▶ **WRITTEN EXERCISE**
Using the records below, locate all lines containing "screenshot" and return them.
— START MATERIAL PROVIDED —
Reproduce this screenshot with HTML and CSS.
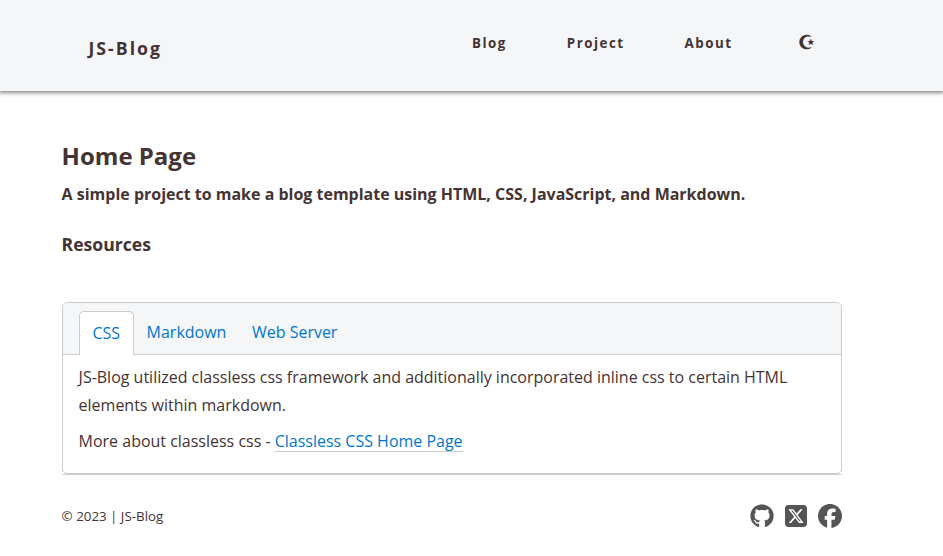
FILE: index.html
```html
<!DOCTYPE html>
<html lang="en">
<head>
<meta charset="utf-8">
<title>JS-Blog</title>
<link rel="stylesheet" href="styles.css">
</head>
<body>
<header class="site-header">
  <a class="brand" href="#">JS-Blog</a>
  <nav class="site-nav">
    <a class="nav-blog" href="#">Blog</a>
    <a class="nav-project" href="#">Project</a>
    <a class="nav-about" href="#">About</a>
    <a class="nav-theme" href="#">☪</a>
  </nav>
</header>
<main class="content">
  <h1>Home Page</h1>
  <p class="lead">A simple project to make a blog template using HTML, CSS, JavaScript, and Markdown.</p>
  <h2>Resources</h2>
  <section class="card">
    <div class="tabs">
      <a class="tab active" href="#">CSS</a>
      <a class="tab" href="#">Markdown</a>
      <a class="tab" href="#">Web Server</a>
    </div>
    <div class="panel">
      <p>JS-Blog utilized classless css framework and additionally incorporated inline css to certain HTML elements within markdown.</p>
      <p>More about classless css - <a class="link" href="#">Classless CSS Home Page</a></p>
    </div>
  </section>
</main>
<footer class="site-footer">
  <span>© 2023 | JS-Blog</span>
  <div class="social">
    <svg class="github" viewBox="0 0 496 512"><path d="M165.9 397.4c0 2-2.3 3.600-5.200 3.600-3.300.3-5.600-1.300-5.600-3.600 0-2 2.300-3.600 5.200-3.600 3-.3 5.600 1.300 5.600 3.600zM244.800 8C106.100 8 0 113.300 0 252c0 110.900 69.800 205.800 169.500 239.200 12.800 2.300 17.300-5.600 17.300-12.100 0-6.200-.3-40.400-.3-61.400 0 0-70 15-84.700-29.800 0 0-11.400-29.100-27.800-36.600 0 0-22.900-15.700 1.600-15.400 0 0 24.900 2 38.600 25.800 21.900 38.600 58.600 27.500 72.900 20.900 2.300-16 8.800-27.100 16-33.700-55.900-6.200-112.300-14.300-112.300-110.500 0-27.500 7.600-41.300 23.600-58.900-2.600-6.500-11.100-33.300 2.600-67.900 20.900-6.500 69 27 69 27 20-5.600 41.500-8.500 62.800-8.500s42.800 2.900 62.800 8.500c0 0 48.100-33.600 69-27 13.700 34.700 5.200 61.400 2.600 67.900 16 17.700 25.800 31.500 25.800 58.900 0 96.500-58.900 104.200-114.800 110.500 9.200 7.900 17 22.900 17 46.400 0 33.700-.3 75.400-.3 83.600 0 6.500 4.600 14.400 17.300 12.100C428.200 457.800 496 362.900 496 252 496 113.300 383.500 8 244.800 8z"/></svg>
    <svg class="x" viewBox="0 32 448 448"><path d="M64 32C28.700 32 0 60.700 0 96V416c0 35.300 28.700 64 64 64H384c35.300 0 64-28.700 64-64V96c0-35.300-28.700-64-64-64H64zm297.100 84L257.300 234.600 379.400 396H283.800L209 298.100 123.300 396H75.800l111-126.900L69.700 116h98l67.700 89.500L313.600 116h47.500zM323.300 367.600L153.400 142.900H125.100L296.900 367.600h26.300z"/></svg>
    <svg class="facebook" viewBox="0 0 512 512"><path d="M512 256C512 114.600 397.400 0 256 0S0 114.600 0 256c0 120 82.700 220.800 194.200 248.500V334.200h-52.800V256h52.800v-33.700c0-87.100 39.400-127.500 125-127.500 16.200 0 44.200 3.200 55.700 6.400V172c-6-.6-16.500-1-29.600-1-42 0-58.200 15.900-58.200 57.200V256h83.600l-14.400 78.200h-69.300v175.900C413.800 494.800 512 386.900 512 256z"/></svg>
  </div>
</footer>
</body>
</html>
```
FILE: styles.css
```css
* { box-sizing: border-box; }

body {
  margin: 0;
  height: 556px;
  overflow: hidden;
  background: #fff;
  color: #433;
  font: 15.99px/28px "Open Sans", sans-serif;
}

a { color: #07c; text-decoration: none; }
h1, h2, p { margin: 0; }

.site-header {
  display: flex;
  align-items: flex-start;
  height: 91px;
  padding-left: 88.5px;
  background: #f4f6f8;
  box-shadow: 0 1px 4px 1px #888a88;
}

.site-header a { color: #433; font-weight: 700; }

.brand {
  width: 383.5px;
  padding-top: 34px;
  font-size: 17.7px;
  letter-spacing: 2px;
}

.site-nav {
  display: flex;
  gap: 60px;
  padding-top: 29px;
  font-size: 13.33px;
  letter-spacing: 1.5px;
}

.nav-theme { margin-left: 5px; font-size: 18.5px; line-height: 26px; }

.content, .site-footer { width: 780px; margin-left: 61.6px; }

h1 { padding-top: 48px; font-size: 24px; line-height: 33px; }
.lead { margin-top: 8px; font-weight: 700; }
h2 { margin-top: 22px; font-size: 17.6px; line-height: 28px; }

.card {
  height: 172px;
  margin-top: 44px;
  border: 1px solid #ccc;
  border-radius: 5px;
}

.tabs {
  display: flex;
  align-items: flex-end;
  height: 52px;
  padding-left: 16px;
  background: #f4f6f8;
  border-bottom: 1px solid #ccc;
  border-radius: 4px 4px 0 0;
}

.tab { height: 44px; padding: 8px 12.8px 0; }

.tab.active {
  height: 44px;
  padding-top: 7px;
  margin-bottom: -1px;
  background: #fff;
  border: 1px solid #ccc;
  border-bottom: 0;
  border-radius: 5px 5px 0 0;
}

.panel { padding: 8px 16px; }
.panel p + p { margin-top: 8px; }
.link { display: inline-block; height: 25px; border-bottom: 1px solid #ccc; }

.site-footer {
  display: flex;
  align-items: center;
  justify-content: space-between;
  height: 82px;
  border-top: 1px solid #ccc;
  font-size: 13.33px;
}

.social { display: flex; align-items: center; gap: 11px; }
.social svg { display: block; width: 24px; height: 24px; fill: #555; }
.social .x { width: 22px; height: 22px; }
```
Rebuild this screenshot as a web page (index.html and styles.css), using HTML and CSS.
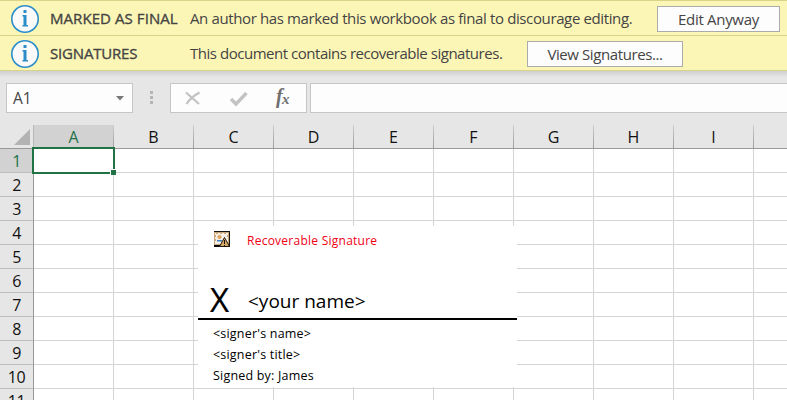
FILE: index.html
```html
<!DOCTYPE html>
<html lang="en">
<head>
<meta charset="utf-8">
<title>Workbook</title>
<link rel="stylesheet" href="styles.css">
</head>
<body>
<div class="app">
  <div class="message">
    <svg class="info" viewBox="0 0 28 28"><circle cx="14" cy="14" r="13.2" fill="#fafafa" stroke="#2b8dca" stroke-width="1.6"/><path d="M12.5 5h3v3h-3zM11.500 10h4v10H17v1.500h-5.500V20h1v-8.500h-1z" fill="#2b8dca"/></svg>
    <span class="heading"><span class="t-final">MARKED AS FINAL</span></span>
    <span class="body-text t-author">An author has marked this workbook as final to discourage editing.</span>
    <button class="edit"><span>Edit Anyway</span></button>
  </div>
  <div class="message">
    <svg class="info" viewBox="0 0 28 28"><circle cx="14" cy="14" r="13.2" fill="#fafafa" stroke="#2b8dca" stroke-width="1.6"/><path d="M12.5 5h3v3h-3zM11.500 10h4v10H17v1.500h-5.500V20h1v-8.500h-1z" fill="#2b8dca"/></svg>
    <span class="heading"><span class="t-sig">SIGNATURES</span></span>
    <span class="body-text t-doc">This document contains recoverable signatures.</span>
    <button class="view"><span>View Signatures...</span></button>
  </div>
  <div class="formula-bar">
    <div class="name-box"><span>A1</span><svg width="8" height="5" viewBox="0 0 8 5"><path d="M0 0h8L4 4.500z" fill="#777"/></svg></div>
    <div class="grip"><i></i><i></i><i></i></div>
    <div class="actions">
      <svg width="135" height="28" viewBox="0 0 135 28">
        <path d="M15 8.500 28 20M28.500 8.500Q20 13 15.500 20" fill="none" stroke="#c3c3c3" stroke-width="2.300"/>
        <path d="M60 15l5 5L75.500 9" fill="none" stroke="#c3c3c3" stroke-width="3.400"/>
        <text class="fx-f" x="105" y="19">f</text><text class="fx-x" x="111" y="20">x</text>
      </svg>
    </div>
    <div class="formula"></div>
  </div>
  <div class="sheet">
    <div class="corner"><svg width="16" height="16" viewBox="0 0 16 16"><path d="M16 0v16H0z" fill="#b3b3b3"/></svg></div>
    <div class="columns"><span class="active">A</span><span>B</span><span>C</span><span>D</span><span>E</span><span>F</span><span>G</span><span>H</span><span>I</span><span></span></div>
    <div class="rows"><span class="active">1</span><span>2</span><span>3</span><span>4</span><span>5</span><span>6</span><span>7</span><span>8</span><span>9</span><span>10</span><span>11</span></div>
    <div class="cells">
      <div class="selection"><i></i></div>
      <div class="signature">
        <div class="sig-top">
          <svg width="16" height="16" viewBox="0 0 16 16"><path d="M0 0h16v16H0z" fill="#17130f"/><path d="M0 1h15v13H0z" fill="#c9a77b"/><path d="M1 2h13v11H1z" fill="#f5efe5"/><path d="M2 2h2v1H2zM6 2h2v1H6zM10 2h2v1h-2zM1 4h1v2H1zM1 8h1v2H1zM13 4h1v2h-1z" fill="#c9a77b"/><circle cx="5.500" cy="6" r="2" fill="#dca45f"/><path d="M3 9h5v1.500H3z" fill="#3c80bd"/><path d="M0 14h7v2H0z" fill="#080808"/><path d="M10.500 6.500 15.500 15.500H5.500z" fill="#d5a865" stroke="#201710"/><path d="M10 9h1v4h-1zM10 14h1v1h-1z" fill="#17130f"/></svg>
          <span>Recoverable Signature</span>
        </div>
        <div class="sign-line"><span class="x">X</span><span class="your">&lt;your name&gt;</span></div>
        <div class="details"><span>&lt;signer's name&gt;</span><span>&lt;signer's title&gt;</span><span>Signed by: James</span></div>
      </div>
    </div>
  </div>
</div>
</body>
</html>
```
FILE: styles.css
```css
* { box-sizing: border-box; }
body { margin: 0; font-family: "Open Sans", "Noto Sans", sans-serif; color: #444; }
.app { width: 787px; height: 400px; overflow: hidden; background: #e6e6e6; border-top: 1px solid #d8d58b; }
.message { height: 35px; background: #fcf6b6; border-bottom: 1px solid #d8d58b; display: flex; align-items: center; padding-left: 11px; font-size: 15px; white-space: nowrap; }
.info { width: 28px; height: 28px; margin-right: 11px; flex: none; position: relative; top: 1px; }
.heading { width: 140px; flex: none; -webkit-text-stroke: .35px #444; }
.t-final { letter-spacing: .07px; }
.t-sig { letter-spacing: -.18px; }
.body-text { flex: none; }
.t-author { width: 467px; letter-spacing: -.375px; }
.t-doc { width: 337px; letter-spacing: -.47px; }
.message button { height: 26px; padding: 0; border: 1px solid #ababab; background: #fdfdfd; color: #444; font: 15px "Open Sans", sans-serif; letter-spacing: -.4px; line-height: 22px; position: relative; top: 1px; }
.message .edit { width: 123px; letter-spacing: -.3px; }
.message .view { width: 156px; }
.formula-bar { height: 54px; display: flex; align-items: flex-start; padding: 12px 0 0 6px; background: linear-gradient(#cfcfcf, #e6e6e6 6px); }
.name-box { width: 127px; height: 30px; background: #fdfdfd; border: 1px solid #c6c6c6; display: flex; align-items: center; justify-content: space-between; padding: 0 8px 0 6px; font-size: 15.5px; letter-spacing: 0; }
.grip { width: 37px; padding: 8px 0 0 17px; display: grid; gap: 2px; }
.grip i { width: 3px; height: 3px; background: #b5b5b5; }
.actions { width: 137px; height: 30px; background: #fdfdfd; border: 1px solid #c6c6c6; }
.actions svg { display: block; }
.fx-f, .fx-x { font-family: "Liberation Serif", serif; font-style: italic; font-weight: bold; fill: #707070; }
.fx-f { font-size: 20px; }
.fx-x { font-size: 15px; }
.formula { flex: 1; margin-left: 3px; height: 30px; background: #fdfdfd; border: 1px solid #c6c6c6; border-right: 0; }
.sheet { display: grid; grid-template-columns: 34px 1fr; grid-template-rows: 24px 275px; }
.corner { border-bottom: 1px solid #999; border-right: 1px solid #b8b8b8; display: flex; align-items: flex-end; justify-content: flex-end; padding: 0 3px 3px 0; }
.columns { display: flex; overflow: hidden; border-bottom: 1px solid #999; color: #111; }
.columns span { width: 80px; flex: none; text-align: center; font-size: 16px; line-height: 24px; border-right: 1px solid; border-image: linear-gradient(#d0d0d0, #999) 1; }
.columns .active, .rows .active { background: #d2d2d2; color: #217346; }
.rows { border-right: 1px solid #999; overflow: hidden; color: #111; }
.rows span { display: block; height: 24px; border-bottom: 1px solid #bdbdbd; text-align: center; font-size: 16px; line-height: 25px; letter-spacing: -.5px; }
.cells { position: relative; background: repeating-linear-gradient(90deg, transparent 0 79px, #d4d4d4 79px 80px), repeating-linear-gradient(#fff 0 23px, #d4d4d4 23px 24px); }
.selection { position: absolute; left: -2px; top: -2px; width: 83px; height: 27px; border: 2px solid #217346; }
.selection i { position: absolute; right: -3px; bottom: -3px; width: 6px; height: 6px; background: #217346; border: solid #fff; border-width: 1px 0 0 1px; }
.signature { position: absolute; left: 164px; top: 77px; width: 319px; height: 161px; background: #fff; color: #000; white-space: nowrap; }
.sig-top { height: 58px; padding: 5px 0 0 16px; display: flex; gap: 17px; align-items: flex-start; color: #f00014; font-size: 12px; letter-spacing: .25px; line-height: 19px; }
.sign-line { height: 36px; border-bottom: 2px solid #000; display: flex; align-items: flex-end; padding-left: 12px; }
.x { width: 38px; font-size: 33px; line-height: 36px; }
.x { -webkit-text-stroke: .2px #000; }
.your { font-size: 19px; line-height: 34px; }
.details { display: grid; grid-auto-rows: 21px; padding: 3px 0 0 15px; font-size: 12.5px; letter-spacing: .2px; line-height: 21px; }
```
— END MATERIAL PROVIDED —
▶ **WRITTEN ANSWER**
Reproduce this screenshot with HTML and CSS.
Rebuild this screenshot as a web page (index.html and styles.css), using HTML and CSS.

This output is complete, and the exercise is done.